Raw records
++++

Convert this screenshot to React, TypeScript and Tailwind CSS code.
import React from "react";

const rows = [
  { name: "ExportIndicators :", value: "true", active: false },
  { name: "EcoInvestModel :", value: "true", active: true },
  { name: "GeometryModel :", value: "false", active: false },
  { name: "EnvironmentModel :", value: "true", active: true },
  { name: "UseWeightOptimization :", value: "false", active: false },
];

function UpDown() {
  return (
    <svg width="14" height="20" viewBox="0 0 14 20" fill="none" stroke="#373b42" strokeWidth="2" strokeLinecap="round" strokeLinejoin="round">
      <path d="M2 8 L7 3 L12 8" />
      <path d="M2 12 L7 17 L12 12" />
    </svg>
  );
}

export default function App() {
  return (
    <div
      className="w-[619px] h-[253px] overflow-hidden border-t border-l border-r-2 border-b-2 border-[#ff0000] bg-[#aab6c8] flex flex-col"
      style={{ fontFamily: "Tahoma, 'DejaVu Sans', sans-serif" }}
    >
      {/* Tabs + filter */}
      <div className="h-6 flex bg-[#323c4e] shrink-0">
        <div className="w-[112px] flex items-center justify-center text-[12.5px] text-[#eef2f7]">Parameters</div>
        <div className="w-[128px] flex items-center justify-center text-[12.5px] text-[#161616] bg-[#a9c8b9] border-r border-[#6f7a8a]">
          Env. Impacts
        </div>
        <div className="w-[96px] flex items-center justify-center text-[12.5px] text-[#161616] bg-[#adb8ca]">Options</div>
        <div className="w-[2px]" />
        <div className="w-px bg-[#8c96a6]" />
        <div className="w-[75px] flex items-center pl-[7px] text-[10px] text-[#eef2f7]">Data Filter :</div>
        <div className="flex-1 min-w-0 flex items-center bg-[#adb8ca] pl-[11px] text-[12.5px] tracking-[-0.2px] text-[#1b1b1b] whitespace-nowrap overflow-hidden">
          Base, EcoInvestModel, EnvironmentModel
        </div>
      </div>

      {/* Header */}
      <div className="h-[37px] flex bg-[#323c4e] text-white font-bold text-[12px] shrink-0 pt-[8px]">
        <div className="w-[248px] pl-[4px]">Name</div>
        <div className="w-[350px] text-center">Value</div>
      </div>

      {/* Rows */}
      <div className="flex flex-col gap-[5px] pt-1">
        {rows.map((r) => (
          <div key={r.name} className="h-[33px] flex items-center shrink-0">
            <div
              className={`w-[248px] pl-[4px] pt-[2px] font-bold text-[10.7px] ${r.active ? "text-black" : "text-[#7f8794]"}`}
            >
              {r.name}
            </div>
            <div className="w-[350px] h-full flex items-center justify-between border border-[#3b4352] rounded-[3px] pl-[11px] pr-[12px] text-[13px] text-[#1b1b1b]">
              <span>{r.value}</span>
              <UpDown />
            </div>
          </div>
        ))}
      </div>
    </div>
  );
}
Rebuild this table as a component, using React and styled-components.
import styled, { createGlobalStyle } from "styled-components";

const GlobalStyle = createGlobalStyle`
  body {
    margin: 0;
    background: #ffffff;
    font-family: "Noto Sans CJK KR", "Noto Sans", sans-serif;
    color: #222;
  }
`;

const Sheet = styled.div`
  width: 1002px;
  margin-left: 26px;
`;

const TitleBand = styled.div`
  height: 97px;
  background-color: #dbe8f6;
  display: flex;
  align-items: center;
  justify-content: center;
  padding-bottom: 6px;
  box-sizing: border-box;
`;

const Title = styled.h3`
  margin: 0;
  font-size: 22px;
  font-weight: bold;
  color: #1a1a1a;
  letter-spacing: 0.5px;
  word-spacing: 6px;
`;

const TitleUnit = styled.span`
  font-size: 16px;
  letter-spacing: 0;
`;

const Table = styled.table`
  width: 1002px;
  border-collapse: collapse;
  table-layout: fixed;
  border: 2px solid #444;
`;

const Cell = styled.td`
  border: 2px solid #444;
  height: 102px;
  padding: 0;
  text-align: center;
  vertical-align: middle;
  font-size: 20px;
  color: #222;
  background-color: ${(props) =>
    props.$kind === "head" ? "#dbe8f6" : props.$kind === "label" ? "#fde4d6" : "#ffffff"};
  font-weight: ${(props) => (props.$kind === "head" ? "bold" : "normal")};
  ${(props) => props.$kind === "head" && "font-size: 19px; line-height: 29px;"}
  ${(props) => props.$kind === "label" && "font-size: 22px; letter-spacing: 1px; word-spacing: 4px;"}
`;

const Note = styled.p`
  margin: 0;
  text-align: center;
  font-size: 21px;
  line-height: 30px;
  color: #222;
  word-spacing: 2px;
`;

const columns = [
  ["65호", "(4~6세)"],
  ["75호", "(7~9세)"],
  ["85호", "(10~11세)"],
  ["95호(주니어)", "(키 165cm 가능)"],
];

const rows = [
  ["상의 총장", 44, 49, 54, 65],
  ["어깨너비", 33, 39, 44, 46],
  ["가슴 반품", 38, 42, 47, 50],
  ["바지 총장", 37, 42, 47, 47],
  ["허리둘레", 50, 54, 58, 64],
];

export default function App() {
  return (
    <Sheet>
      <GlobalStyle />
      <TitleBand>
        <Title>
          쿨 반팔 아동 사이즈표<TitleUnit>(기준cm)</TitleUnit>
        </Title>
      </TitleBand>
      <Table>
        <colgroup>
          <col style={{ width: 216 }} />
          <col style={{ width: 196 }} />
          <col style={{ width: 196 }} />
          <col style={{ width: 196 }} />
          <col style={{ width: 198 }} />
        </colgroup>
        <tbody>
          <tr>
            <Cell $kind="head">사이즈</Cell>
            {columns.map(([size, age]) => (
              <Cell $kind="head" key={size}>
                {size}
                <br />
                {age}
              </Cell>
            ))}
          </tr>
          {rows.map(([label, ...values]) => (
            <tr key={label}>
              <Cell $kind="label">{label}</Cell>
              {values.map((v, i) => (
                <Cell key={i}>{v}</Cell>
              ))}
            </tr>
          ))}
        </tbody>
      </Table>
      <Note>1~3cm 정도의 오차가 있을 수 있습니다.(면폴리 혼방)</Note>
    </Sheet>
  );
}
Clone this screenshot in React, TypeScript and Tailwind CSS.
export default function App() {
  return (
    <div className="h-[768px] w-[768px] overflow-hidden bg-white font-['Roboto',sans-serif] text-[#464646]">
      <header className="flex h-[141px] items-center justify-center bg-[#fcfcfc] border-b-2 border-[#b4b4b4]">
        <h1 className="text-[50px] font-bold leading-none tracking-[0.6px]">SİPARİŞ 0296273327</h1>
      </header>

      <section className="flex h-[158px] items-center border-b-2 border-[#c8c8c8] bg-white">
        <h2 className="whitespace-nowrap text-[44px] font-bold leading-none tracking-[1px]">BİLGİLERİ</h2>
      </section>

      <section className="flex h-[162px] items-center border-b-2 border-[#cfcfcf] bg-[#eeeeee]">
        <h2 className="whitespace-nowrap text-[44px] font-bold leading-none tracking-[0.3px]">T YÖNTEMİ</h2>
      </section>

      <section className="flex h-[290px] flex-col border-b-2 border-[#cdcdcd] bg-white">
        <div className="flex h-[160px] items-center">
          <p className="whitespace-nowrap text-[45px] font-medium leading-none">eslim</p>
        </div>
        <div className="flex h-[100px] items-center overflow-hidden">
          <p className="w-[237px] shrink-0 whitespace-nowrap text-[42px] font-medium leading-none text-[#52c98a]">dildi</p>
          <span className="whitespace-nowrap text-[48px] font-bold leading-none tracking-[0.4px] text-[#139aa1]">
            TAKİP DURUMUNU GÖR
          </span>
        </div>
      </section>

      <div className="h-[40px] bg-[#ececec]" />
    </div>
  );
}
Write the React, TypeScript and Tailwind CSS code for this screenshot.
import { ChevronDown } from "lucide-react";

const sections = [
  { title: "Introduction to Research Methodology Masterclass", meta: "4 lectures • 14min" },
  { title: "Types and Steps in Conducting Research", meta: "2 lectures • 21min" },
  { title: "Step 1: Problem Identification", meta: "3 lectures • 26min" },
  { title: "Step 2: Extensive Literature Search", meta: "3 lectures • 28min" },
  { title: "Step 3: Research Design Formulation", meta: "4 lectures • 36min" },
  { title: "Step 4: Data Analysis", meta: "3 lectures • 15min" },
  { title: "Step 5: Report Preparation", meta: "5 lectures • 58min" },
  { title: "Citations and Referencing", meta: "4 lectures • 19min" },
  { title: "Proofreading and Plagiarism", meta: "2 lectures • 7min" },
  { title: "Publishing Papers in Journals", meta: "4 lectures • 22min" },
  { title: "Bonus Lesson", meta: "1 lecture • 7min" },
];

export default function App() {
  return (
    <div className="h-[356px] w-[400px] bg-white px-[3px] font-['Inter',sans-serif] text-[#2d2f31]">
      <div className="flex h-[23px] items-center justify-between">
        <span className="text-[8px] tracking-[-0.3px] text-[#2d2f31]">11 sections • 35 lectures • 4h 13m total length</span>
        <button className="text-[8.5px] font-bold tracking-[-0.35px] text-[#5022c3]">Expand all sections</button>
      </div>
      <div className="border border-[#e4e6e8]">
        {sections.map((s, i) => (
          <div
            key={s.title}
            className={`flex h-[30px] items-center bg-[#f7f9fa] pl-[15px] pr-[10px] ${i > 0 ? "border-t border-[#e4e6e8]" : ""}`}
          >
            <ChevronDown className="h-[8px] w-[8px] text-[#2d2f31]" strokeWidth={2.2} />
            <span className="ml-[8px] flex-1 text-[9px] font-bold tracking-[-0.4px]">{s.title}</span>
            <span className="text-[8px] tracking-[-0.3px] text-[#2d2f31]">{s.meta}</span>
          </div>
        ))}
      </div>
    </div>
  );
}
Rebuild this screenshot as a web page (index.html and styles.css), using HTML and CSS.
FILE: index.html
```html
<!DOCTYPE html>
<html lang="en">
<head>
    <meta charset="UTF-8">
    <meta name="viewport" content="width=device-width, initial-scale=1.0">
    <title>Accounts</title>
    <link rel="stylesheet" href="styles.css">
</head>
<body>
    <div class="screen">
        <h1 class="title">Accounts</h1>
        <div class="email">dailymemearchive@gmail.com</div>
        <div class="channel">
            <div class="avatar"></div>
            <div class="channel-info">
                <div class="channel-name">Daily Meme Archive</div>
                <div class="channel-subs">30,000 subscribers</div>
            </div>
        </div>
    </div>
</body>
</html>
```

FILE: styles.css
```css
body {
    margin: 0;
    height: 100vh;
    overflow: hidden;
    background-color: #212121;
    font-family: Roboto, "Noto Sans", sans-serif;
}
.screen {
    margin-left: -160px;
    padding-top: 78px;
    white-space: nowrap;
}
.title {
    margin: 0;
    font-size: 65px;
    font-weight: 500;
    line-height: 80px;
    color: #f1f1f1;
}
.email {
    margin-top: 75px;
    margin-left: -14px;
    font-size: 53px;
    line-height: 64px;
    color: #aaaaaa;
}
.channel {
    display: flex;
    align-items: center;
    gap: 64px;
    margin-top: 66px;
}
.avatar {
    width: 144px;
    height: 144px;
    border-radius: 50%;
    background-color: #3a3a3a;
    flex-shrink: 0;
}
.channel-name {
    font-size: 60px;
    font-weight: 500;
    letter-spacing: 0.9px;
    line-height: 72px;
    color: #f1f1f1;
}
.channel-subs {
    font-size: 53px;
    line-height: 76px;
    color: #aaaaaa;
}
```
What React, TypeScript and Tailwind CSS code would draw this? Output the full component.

++++

INSTRUCTIONS FOR THE TASK:
Copy every line of the records above, starting with the first, up to and including the line containing "import React from".

COMPLETE RESPONSE:
Convert this screenshot to React, TypeScript and Tailwind CSS code.
import React from "react";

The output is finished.